BEGIN Given data
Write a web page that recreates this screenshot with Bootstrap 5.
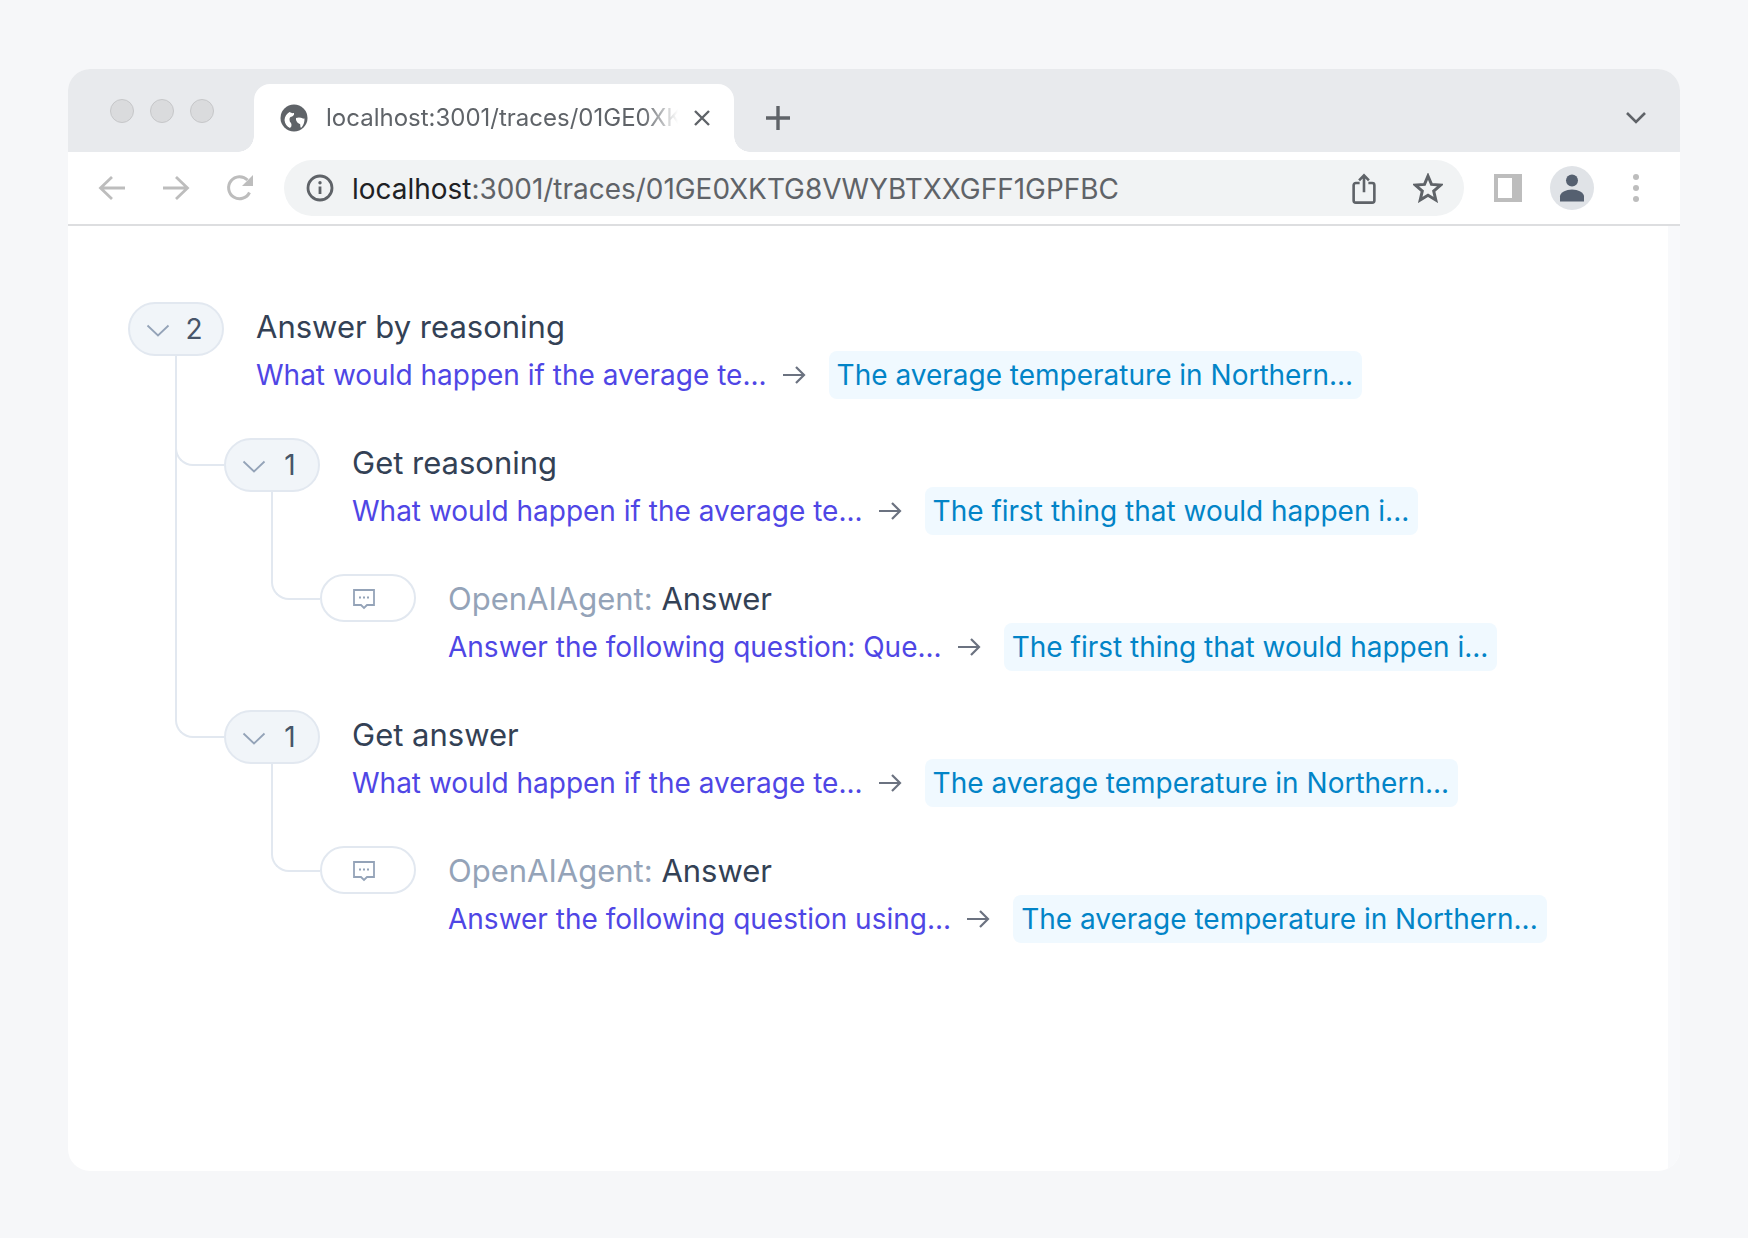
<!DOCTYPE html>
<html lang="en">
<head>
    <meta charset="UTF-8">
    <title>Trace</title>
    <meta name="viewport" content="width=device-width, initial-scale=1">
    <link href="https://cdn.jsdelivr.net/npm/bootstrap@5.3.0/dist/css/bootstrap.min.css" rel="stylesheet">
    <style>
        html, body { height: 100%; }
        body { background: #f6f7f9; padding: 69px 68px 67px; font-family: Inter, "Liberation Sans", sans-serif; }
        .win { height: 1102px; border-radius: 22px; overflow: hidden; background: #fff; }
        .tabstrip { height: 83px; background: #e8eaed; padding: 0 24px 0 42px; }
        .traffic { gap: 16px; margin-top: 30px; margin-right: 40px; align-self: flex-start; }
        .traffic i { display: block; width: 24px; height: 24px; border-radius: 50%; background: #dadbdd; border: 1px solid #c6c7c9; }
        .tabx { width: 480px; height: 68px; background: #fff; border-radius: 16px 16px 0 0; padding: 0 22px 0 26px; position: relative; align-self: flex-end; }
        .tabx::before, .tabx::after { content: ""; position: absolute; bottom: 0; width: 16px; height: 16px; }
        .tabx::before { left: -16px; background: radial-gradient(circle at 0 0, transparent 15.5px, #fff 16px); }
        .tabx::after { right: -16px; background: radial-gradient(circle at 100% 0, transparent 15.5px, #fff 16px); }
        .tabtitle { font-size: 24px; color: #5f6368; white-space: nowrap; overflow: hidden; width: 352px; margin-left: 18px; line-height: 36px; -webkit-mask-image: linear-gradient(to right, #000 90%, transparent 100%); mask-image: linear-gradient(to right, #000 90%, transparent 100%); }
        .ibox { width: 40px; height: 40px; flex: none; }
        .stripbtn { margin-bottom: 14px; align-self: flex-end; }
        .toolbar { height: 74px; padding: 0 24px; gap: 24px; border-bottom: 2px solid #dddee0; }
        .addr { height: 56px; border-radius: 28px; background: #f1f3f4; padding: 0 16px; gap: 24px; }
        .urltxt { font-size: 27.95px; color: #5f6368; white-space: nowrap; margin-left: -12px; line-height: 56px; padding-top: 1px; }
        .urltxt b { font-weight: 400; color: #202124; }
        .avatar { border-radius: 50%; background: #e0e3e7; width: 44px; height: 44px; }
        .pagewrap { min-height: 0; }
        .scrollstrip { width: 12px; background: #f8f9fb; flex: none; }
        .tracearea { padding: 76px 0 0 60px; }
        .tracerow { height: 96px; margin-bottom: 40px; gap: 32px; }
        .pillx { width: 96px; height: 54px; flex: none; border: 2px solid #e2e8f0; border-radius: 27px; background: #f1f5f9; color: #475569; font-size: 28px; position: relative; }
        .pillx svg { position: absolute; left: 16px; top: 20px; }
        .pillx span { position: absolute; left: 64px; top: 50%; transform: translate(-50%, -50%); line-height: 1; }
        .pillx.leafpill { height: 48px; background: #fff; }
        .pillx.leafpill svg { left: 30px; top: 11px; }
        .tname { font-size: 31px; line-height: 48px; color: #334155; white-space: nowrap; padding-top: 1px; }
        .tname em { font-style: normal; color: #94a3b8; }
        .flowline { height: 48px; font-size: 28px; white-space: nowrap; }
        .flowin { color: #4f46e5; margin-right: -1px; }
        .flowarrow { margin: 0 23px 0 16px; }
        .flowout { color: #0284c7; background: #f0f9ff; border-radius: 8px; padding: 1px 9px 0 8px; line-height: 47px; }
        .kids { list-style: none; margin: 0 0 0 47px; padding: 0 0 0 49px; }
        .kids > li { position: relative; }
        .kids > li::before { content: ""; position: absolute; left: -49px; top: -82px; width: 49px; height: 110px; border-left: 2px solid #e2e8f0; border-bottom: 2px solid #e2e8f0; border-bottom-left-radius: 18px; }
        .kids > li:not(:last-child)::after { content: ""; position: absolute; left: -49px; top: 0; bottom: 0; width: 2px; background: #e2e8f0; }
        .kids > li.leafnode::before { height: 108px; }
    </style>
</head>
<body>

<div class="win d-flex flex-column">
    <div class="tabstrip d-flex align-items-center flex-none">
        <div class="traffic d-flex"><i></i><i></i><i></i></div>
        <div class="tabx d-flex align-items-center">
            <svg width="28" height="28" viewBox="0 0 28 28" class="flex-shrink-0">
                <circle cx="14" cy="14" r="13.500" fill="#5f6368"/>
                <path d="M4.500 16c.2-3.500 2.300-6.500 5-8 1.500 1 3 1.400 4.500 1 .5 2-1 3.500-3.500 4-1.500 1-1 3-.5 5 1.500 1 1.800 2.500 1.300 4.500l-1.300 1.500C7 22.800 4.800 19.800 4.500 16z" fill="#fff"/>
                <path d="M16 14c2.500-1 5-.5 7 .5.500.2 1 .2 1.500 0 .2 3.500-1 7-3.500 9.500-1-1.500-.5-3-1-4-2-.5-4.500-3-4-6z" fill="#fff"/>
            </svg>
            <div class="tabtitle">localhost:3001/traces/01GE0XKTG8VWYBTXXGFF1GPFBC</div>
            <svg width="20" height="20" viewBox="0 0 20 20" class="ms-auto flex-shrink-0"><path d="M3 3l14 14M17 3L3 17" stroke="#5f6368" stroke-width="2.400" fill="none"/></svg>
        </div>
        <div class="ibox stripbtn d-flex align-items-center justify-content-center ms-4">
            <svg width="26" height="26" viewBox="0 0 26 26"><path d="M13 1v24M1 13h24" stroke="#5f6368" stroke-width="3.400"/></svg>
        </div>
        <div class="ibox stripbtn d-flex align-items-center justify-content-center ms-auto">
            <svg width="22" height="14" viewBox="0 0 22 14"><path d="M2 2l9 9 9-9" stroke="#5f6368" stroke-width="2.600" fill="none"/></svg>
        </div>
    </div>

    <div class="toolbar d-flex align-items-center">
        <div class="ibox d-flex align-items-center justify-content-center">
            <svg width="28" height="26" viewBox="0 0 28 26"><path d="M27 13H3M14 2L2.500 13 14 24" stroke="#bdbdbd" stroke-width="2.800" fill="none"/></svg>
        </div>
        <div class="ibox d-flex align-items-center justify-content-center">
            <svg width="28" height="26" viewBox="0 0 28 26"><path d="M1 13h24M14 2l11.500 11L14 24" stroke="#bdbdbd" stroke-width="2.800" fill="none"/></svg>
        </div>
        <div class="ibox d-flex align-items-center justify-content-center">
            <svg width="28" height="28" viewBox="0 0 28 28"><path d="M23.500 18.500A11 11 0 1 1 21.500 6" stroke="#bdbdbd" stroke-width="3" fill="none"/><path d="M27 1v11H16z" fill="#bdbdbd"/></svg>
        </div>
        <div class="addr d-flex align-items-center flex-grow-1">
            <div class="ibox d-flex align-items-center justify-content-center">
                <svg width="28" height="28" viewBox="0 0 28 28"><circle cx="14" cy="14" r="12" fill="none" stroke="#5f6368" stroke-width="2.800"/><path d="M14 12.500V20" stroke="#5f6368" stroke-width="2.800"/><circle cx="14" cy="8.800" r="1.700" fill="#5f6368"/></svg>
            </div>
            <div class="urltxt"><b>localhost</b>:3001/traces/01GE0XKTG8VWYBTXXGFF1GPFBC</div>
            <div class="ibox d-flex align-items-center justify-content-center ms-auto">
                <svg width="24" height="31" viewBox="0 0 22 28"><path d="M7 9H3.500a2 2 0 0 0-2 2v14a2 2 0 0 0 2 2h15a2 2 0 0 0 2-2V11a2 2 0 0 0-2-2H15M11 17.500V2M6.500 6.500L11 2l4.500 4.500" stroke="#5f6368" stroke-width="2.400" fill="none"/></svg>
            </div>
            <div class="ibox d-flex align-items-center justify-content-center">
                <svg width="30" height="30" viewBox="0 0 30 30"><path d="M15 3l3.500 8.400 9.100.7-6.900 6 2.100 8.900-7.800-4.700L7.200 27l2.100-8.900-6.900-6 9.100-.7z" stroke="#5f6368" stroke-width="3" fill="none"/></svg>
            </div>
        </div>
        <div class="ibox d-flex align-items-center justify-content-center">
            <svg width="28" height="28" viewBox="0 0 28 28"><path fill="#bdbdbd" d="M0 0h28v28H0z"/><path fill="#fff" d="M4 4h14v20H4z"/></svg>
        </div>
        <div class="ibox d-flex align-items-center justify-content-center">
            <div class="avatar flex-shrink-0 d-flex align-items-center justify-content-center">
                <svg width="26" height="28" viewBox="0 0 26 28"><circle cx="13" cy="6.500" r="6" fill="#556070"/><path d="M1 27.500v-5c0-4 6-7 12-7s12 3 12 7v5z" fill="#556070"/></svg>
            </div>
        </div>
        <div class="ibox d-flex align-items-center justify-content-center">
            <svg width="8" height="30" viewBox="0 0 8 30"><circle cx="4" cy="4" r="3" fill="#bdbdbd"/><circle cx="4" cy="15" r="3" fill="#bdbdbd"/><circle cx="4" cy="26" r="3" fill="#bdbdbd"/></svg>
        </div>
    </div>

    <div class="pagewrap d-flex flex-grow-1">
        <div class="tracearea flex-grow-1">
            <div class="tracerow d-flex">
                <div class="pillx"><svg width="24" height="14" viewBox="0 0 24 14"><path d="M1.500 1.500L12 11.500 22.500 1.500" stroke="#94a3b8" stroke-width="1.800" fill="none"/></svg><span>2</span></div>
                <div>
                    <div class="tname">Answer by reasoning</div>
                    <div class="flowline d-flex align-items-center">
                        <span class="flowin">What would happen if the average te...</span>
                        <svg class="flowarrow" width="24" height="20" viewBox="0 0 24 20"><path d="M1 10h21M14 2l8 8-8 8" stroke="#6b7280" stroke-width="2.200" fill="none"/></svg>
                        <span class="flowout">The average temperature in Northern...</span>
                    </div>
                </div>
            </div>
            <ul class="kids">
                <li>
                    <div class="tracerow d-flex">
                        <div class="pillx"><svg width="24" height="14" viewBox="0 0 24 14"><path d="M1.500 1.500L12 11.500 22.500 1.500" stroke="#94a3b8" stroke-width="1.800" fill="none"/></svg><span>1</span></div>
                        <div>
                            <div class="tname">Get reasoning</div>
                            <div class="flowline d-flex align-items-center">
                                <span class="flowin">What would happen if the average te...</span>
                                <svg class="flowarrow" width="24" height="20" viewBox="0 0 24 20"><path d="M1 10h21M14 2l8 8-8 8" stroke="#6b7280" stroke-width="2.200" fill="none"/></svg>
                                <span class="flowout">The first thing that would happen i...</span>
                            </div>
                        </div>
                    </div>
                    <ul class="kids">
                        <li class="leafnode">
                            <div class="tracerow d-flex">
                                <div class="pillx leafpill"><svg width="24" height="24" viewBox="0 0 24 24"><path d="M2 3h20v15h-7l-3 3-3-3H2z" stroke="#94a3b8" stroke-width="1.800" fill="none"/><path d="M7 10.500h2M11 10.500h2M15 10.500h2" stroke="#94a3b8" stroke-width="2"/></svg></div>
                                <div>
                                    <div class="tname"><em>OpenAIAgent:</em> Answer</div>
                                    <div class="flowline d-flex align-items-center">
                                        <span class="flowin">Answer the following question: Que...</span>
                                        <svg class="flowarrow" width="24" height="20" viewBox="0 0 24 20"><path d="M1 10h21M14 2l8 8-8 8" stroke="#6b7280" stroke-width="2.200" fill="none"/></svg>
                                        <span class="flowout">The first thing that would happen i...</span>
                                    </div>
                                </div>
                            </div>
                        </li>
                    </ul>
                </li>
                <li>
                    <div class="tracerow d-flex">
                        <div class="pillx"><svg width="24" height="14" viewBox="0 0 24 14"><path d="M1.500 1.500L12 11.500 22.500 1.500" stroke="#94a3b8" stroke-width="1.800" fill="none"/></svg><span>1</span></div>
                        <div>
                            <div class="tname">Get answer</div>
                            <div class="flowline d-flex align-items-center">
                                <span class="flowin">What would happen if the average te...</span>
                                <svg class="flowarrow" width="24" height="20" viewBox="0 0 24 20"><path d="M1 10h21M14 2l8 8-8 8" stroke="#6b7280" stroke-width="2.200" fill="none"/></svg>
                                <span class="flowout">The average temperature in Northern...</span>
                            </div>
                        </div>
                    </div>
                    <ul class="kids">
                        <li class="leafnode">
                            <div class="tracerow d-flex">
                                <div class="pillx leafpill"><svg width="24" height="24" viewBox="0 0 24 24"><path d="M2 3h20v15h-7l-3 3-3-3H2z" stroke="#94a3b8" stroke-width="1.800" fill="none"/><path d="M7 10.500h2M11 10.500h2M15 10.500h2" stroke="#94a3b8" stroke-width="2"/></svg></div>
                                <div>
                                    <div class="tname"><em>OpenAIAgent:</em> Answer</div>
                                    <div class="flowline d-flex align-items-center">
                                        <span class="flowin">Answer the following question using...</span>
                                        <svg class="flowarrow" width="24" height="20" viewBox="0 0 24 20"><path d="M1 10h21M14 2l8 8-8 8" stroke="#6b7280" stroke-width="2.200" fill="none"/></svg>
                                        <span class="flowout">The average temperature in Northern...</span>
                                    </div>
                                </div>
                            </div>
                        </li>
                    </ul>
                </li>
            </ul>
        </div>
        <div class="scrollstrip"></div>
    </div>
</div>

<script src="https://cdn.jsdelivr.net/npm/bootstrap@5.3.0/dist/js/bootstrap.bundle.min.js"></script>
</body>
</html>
END Given data
(Exercise prompt) Identify each line of the material where the word "that" shows up, and copy it.

(Exercise solution)
Write a web page that recreates this screenshot with Bootstrap 5.
                                <span class="flowout">The first thing that would happen i...</span>
                                        <span class="flowout">The first thing that would happen i...</span>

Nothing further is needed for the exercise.